Pour le reste, l’enfance des deux garçons paraît plutôt ronflante, voire un peu morne. Adolescent, Jacques s’ennuie à l’église, où il se rend tous les dimanches avec son frère, mais sans les parents qui prétendent être exemptés de la messe parce qu’ils ont été au Congo… Il s’ennuie au collège Saint-Louis, où il apprend, dès 1941, les rosa rosa rosam qu’il chantera plus tard. Chahuteur, il ne se montre pas vraiment bon élève, redouble sa sixième et sa quatrième. Mais comment rêver, pendant l’Occupation et ses longues années de restrictions, face à la carte d’Europe que Romain a accrochée dans la cuisine et sur laquelle il suit, avec des épingles de couleur, la progression des armées allemandes et russes ?

Plus tard, Jacques s’ennuiera encore à la cartonnerie, où il travaillera dans le bureau à côté de celui de son père, dans l’atmosphère pesante du service des ventes. Heureusement, pour tromper sa lassitude, il a l’esprit farceur. C’est un boute-en-train, même. Comme sa mère, il raconte des histoires. Il a des dons d’imitation, surtout pour singer Charlot ou Hitler. Chez les scouts, à l’unité Albert Ier, il reçoit le totem de Phoque hilarant. Quel contraste avec son frère, Morse Flegmatique ! Pierre n’a pas été meilleur élève que son cadet, mais il est un chef d’atelier comblé dans la cartonnerie fami- liale, dont il reprendra les rênes dans les années 1960, et, à l’époque, il va à la messe avec conviction.

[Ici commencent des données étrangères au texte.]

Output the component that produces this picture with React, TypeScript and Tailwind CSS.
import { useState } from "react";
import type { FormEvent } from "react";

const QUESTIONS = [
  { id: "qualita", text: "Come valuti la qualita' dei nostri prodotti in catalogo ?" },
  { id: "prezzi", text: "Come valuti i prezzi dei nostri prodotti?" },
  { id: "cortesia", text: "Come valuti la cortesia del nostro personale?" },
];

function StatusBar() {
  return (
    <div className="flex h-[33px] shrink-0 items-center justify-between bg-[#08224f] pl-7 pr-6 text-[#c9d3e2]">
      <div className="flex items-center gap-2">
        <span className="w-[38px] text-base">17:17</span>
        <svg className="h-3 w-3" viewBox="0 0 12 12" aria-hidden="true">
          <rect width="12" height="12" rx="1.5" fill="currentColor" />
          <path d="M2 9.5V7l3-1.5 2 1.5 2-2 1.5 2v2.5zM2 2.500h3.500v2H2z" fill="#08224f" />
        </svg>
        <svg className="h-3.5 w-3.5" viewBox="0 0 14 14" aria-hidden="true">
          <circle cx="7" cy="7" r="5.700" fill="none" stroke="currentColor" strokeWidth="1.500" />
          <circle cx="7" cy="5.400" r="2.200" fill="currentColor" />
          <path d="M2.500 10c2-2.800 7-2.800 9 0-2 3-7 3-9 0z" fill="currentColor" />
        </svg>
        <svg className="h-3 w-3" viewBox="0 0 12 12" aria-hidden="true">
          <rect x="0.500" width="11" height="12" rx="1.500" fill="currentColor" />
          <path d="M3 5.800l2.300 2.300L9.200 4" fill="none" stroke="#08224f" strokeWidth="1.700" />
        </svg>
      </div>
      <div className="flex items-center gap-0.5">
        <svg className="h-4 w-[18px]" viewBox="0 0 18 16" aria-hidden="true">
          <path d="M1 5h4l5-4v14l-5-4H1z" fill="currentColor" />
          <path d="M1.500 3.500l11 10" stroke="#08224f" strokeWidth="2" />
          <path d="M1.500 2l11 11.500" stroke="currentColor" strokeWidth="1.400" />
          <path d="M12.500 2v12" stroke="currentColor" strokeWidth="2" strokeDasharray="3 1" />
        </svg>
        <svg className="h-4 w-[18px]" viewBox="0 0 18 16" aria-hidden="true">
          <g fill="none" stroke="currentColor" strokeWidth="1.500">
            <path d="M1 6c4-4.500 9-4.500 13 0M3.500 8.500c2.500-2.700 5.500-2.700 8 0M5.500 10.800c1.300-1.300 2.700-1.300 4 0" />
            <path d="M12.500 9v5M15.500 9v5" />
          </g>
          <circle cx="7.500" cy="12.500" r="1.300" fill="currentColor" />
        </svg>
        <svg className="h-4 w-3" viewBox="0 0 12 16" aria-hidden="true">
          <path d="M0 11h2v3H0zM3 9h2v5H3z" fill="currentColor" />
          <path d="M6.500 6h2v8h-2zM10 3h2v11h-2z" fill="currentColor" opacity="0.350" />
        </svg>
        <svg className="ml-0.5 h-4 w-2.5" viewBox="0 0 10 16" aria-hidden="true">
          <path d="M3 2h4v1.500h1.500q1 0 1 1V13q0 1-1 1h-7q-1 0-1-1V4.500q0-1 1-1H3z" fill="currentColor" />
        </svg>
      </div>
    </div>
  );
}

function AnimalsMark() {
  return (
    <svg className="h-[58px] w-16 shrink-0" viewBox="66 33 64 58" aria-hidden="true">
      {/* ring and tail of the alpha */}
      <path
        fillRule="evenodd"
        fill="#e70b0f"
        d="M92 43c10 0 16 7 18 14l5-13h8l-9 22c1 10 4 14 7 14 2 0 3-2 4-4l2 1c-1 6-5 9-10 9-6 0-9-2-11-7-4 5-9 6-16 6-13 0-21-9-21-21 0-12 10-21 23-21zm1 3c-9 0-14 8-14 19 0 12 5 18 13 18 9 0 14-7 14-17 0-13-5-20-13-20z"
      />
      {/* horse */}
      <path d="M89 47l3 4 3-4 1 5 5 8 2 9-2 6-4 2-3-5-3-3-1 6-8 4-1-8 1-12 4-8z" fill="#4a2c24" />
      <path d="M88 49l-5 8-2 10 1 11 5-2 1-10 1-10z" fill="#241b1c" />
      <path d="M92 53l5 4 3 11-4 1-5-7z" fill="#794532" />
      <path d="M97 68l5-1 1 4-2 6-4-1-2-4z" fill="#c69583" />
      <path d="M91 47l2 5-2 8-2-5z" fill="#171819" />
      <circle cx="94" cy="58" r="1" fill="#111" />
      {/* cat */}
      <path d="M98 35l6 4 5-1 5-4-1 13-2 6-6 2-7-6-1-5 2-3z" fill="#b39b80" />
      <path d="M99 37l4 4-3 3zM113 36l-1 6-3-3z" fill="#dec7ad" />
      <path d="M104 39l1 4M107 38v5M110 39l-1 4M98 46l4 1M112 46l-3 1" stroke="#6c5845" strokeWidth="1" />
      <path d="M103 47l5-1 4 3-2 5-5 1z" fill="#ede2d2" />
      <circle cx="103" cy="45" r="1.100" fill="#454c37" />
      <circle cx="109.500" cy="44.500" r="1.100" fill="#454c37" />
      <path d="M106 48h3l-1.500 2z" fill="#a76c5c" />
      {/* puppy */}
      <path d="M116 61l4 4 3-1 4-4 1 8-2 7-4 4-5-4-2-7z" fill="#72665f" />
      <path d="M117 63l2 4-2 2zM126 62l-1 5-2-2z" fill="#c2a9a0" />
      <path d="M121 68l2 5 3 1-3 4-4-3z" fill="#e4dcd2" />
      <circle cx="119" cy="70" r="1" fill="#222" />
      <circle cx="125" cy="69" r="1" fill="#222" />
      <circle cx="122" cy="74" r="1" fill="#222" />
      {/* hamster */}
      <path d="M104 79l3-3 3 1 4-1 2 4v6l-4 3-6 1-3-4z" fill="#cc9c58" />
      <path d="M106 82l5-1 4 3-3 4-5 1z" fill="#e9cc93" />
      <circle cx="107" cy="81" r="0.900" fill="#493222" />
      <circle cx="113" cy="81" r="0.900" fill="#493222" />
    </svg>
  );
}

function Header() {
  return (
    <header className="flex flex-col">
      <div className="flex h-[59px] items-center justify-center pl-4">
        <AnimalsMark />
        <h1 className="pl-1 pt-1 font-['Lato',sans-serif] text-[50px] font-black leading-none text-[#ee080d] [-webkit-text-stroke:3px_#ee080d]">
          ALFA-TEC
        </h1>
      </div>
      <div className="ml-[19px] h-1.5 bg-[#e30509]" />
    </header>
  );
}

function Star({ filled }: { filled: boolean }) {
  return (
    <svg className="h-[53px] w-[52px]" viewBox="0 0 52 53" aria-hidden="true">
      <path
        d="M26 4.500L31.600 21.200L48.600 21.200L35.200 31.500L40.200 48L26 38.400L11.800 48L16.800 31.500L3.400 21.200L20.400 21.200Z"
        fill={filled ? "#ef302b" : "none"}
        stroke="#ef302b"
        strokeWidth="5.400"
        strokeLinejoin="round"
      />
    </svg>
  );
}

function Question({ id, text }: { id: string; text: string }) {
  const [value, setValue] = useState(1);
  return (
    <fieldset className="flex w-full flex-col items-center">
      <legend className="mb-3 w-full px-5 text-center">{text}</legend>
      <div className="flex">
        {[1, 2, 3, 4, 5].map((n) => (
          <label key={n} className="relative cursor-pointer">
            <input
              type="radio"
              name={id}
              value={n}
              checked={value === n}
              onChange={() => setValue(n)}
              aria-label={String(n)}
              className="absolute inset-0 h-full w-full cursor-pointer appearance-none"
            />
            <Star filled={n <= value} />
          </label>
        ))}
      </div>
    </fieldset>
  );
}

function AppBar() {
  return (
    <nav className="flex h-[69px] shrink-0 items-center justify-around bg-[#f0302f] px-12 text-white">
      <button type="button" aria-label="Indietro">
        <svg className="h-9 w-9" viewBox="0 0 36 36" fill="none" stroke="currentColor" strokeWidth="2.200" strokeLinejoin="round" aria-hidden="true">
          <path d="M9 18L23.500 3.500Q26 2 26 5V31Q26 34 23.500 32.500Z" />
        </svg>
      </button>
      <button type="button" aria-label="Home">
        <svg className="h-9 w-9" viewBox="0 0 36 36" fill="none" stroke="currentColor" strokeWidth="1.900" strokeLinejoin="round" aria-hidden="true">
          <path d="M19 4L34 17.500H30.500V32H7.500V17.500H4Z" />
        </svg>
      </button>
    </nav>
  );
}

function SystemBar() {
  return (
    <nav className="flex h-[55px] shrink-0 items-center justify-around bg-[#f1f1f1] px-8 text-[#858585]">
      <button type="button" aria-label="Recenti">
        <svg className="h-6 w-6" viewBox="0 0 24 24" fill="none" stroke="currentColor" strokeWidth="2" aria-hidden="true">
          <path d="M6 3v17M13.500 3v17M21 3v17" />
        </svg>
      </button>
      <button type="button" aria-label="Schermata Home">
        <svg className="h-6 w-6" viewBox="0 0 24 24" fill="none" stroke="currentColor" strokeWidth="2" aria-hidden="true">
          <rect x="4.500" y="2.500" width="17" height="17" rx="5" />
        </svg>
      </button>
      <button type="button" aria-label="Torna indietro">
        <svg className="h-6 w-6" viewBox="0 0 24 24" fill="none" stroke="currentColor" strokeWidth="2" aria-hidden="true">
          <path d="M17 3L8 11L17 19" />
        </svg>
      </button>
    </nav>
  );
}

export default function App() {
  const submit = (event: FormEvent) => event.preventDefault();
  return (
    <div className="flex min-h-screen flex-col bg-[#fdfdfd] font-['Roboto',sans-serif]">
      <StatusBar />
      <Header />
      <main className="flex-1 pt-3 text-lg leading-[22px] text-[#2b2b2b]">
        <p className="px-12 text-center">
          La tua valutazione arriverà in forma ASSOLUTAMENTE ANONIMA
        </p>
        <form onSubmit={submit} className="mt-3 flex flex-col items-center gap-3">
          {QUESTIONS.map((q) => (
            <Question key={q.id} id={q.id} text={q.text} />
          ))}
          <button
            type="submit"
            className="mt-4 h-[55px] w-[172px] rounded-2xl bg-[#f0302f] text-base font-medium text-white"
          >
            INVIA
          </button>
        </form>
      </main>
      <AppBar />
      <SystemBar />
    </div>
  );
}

Dans ces années grises, Jacques intègre la troupe théâtrale de son collège, la  » Dramatique Saint-Louis « . La scène est, pour lui, une révélation. Mieux : une libération. Il découvre un monde où tout est permis, où il peut rêver sans limite. Jacky devient Jacques. Pierre, lui, s’éclatera dans la compétition moto, dans les voyages au bout du monde et dans la course à pied. A 70 ans, il participait encore au marathon de New York.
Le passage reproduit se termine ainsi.